• [Exercise task]
Go through the lines below and copy each one that holds the string "page".

• [Extracted records]
+ + + + +

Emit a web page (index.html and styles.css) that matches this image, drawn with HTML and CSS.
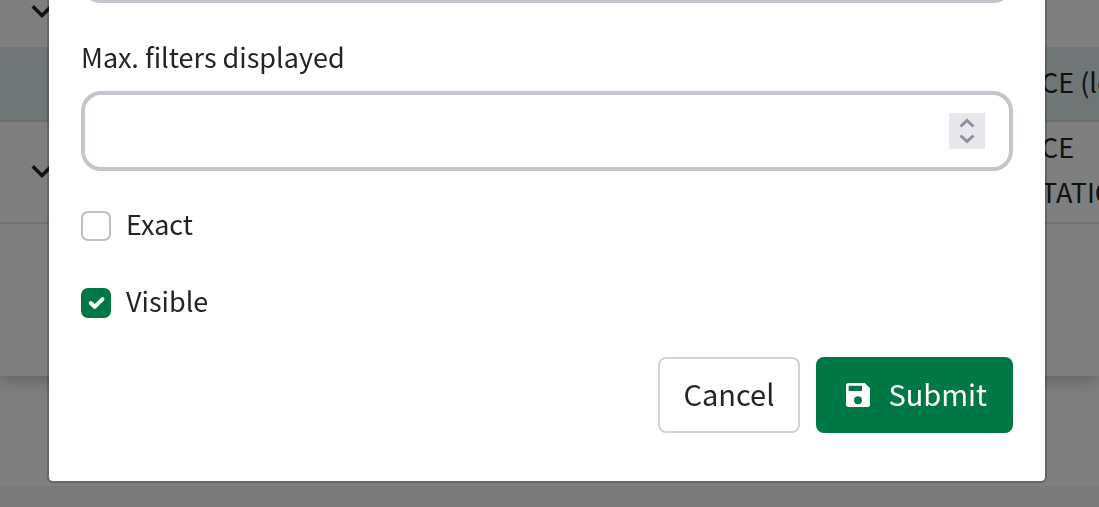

+ + + + +

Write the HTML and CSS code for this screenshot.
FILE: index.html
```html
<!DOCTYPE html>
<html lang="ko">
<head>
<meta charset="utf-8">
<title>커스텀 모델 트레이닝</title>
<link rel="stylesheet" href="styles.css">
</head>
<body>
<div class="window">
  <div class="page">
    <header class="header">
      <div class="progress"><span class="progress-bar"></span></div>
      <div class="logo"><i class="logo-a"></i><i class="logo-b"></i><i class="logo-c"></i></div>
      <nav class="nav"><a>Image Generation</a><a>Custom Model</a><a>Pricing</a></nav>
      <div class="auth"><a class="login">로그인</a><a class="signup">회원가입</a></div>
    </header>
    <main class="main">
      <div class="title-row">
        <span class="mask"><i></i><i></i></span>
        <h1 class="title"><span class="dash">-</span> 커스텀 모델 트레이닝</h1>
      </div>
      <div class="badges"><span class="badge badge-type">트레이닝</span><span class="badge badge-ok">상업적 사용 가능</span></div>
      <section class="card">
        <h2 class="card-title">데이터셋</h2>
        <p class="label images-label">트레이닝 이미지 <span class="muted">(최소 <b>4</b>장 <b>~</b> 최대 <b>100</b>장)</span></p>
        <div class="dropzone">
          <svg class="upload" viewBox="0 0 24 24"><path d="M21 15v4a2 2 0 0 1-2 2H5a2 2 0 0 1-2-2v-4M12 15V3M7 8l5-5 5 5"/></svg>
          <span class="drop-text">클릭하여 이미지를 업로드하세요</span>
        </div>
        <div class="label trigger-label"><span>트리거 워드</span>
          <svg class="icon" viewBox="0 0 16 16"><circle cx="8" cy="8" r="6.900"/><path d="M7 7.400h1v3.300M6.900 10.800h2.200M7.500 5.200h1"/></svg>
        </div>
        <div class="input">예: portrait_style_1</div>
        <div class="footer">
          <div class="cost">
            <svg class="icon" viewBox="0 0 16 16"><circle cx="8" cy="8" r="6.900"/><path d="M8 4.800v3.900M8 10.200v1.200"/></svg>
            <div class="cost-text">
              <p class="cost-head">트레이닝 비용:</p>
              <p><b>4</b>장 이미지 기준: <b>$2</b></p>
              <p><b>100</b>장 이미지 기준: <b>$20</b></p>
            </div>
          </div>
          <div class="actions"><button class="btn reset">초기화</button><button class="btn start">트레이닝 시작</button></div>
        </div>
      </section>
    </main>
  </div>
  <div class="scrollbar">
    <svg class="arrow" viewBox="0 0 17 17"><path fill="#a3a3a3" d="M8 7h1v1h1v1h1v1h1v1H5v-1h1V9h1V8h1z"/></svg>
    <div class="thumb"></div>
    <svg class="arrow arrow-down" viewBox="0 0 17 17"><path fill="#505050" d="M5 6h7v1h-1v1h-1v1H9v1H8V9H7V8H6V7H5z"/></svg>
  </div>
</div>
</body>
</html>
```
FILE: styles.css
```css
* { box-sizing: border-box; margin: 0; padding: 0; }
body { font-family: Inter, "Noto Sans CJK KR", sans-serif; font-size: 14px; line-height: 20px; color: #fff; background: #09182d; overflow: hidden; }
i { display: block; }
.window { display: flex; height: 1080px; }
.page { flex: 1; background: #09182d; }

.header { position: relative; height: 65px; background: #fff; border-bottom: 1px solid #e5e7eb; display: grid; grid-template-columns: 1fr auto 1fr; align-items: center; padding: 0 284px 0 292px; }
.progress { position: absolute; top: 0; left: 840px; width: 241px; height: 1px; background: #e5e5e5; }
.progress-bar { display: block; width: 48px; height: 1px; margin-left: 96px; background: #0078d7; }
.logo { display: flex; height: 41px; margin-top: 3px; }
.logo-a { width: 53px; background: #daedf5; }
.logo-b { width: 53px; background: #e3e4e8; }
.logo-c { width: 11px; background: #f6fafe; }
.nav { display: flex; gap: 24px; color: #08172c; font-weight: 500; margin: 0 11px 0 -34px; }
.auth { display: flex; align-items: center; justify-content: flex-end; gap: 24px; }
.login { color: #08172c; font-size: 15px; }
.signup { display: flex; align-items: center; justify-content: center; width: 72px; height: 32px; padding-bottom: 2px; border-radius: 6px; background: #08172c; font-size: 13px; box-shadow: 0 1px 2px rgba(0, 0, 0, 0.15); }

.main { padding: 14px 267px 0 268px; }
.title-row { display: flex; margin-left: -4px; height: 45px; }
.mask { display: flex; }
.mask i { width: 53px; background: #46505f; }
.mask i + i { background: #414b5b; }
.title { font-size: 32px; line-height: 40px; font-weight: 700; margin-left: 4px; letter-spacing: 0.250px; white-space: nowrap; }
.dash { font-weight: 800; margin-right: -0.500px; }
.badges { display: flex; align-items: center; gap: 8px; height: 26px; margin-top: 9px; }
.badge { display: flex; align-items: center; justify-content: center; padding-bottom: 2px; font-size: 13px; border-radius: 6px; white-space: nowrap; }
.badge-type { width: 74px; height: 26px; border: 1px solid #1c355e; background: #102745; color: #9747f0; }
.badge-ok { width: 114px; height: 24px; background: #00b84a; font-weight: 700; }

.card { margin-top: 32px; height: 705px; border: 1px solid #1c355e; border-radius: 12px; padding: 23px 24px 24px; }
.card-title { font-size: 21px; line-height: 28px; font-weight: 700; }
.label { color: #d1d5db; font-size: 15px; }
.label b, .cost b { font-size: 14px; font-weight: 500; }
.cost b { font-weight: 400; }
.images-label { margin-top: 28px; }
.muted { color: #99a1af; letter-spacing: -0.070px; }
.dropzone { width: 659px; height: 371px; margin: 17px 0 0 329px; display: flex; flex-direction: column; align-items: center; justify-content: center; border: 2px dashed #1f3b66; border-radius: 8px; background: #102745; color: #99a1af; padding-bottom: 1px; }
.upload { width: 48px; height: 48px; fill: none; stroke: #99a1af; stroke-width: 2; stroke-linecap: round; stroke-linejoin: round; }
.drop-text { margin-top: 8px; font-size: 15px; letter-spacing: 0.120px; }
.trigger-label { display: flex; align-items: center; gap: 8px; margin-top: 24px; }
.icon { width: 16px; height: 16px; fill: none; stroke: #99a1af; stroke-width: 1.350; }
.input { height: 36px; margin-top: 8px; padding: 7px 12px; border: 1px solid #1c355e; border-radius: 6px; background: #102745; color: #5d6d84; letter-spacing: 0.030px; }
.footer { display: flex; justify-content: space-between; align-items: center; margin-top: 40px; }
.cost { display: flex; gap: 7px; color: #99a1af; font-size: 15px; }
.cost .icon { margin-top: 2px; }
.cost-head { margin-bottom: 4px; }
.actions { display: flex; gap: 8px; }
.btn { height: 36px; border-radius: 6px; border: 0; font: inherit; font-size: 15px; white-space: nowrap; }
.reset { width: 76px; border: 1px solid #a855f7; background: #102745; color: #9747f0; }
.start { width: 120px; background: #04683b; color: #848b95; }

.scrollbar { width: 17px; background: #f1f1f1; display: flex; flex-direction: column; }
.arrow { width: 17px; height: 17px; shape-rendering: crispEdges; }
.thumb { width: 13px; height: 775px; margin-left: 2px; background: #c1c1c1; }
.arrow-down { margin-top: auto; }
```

+ + + + +

• [Exercise response]
Emit a web page (index.html and styles.css) that matches this image, drawn with HTML and CSS.
  <div class="page">
.page { flex: 1; background: #09182d; }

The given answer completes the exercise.